Ordered that the judgment is affirmed.

The defendant's contention that he was deprived of a fair trial because the Supreme Court permitted four witnesses to testify that they believed the defendant to be the person depicted in surveillance video footage is unpreserved for appellate review (see CPL 470.05 [2]). In any event, the defendant was not deprived of a fair trial by that testimony, as there was a basis for concluding that the witnesses were more likely than the jury to correctly identify the defendant in the video footage (see People v Fernandez, 210 AD3d 693, 695 [2022]; People v Minchala, 194 AD3d 754, 756 [2021]).

Contrary to the defendant's contention, the Supreme Court properly admitted a recording of a 911 call into evidence under the excited utterance exception to the hearsay rule (see People v Huertas, 186 AD3d 731, 733 [2020], affd 38 NY3d 1129 [2022]; People v Legere, 81 AD3d 746, 749-750 [2011]). Moreover, the admission of the recording of the 911 call did not violate the defendant's right of confrontation because the declarant's statements were not testimonial (see Crawford v Washington, 541 US 36 [2004]; People v Nieves-Andino, 9 NY3d 12, 15 [2007]). The information conveyed by the declarant during the 911 call was for the purpose of seeking police intervention and did not result from structured questioning (see People v Gittens, 214 AD3d 670, 671 [2023]; People v Thomas, 187 AD3d 949, 950 [2020]).

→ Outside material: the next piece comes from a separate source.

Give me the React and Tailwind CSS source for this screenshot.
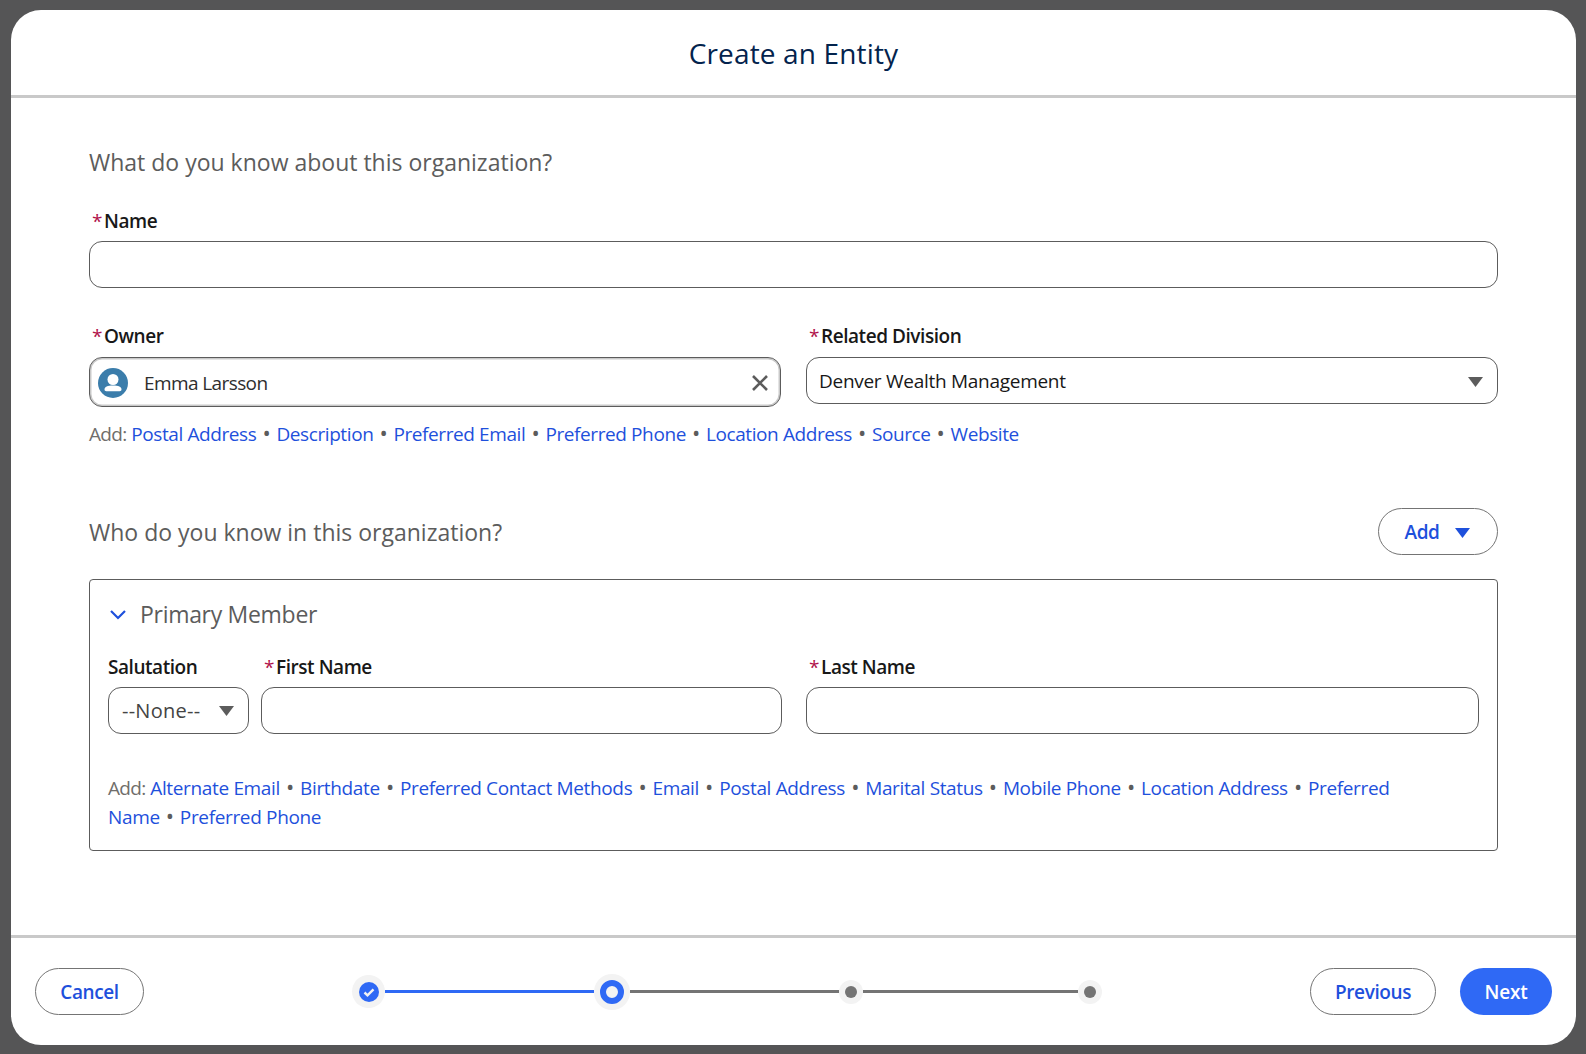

Viewing the evidence in the light most favorable to the prosecution (see People v Contes, 60 NY2d 620, 621 [1983]), we find that it was legally sufficient to establish the defendant's guilt of attempted assault in the second degree (Penal Law §§ 110.00, 120.05 [2]) and petit larceny (id. § 155.25) beyond a reasonable doubt. Moreover, in fulfilling our responsibility to conduct an independent review of the weight of the evidence (see CPL 470.15 [5]; People v Danielson, 9 NY3d 342 [2007]), we nevertheless accord great deference to the jury's opportunity to view the witnesses, hear the testimony, and observe demeanor (see People v Mateo, 2 NY3d 383, 410 [2004]; People v Bleakley, 69 [*2]NY2d 490, 495 [1987]). Upon reviewing the record here, we are satisfied that the verdict of guilt as to all counts was not against the weight of the evidence (see People v Romero, 7 NY3d 633 [2006]).

The defendant's contention that certain comments made by the prosecutor during the opening statement and summation were improper and deprived him of a fair trial is unpreserved for appellate review, as the defendant failed to object to the challenged statements, seek curative instructions, or move for a mistrial on the grounds raised on appeal (see CPL 470.05 [2]; People v Hengjun Chao, 217 AD3d 777, 778-779 [2023]). In any event, the prosecutor's remarks, for the most part, constituted fair comment on the evidence and the inferences to be drawn therefrom (see People v Fuhrtz, 115 AD3d 760 [2014]; People v Birot, 99 AD3d 933 [2012]), or were fair response to defense counsel's comments during summation (see People v Adamo, 309 AD2d 808 [2003]), and any improper statements "were not so flagrant or pervasive" as to have deprived the defendant of a fair trial (People v Almonte, 23 AD3d 392, 394 [2005]).

Contrary to the defendant's contention, he was not deprived of the effective assistance of counsel under the New York Constitution because, viewed in totality, the record reflects that defense counsel provided meaningful representation (see People v Benevento, 91 NY2d 708, 712 [1998]; People v Baldi, 54 NY2d 137, 146-147 [1981]). Further, the defendant was not deprived of the effective assistance of counsel under the United States Constitution (see Strickland v Washington, 466 US 668 [1984]).

The sentence imposed was not excessive (see People v Suitte, 90 AD2d 80 [1982]).

The defendant's remaining contentions are unpreserved for appellate review and, in any event, without merit. Connolly, J.P., Maltese, Wooten and Dowling, JJ., concur.